そこで今回(令和6年6月歌舞伎座)の三人(七之助のおはま、権十郎の太兵衛、萬太郎の三吉)を見ると、前半(宗五郎が酒を飲み始める以前)で観客にボーダーラインが感知されない印象です。威勢が良過ぎると云うか、何だか宗五郎を「けしかけている」みたいに聞こえますねえ。それは声の大きさ・台詞の調子とか語尾の強さに出ます。もし彼らが本気で宗五郎をけしかけるつもりならば、宗五郎が酔い始めると一転して酒を飲ますまいと大騒ぎするのは面妖なことです。良く言うならば落差を大きく付けているつもりなのかも知れませんが、個々の場面はさすがに面白く見せてくれますけれど、後半はもう喜劇タッチですね。それはボーダーラインが正しく感知されていないからです。特に七之助のおはまの感触がサバサバし過ぎて、世間の常識をわきまえた世話女房になっていません。

ですから今回の宗五郎内で、獅童の宗五郎に「様式」をあまり感じないのには、酔っていく過程(プロセス)を様式として「なぞっていく」作業を獅童がしっかり出来ていないことが大きいのですが、周囲の三人の行動にボーダーラインが感知されないこと、これも同じくらい大きいのです。
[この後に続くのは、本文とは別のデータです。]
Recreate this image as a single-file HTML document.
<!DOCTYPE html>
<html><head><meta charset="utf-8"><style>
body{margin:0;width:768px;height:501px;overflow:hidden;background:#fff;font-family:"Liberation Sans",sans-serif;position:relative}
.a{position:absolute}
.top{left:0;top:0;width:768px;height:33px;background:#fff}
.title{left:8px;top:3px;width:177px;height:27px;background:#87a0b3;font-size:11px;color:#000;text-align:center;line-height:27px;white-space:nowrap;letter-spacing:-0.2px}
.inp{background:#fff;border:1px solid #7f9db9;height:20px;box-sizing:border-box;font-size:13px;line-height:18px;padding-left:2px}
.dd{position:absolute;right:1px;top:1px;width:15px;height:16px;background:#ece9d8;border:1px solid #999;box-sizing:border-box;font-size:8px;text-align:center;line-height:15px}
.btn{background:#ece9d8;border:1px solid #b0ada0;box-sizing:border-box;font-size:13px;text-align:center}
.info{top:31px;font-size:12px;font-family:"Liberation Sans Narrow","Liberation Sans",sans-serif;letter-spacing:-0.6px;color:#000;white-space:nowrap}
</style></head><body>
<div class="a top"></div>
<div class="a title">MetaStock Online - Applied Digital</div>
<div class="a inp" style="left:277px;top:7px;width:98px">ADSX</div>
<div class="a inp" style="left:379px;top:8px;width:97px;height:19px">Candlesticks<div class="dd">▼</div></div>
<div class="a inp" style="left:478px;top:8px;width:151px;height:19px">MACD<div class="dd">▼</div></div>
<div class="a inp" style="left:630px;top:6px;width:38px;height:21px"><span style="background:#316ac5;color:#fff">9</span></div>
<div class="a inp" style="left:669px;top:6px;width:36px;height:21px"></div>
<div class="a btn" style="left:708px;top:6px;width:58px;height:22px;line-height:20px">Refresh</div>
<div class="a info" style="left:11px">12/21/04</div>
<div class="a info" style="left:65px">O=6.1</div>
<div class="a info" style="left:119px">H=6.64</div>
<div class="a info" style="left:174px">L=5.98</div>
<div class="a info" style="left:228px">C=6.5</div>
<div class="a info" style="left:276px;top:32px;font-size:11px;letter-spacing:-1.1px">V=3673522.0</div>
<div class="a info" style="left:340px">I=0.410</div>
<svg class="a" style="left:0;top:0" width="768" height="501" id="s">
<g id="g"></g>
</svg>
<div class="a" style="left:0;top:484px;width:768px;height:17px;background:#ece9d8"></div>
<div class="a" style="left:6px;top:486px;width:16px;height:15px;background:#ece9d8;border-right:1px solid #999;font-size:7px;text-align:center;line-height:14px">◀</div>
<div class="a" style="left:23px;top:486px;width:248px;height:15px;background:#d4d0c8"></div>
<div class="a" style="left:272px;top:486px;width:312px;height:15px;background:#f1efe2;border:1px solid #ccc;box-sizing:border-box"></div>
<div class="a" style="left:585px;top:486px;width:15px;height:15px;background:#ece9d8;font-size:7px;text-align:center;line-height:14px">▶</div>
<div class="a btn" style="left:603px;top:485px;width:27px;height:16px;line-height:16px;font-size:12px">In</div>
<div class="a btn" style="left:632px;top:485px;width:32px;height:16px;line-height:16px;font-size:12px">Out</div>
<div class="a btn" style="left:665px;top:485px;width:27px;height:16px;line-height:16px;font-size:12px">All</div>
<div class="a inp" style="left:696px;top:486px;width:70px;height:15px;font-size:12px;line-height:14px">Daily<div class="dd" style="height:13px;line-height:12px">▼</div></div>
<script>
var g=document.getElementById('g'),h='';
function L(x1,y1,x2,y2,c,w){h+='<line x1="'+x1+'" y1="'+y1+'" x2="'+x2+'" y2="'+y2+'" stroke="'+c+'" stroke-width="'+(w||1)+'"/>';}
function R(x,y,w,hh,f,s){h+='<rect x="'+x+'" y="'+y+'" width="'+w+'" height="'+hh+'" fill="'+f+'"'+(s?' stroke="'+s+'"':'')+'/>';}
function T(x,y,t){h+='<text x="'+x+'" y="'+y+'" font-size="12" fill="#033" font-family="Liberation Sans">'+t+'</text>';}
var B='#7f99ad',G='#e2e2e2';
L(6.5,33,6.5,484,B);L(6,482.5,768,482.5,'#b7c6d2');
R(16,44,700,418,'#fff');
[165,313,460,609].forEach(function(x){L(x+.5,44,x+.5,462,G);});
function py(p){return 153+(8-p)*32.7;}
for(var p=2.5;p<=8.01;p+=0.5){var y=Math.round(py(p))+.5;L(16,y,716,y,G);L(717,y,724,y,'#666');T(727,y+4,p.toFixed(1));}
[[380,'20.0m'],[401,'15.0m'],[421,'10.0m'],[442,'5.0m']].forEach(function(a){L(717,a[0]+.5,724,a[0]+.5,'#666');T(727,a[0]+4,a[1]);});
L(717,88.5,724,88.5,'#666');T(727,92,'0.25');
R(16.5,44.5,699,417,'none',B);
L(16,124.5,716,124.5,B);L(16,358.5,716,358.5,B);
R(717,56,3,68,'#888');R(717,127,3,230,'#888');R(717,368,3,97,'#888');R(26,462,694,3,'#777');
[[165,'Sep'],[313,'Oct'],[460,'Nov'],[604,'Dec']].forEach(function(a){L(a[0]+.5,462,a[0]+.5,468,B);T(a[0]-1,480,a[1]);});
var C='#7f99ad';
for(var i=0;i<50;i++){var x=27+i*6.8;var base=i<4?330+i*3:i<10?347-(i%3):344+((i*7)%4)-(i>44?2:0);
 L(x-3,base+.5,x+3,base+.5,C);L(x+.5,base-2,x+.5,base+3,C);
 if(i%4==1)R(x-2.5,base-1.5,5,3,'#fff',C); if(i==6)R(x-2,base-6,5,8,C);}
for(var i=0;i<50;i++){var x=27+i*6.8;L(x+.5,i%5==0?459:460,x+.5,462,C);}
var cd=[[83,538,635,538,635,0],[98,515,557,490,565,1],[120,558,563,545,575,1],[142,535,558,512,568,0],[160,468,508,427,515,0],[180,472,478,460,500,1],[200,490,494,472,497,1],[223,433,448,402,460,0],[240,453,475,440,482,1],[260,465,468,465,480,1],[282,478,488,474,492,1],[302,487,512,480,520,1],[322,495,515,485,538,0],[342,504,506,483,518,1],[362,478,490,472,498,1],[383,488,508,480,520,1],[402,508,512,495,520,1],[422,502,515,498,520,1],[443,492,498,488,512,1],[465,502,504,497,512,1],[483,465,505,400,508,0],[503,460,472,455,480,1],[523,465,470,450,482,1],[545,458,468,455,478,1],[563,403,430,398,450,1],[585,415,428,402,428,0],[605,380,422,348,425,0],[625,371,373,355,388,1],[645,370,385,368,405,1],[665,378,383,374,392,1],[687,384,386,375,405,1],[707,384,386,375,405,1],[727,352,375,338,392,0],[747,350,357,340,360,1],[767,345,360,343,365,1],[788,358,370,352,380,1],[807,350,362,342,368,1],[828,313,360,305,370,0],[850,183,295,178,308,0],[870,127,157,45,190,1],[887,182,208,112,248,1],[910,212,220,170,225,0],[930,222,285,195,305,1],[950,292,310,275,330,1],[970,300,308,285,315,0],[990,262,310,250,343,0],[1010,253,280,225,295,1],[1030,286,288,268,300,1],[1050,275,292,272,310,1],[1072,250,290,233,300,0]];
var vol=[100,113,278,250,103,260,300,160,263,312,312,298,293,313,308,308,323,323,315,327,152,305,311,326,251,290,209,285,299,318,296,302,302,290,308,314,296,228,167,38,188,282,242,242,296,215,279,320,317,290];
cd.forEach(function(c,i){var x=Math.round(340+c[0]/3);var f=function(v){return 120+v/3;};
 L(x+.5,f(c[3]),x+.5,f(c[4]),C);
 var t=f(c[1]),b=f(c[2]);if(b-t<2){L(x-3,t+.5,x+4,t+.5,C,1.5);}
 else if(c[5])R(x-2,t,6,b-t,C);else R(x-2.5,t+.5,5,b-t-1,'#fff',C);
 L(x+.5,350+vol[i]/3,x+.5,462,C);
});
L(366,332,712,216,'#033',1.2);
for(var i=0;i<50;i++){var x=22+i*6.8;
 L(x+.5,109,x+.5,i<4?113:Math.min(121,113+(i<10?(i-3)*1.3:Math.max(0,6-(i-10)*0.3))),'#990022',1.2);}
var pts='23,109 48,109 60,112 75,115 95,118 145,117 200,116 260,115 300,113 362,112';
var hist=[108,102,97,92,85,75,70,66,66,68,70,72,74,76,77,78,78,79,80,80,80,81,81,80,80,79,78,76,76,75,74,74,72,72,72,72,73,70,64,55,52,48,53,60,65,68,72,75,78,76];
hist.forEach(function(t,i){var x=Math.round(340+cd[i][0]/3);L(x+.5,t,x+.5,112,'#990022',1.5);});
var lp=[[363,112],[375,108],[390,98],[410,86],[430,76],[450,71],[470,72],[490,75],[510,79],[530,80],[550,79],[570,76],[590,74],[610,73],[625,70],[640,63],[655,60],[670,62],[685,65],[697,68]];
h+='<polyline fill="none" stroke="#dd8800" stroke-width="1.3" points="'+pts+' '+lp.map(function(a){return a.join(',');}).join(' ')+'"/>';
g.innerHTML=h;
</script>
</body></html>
ボーダーラインがあるからこそ、宗五郎が酔っていく過程の現在位置が明らかになるのです。「世話物のアンサンブル」と簡単に云いますけれど、宗五郎内では、それがドラマの進行と密接に繋がっている、これが黙阿弥の、そして五代目菊五郎の「様式」の極意なのだなと改めて感じ入りますね。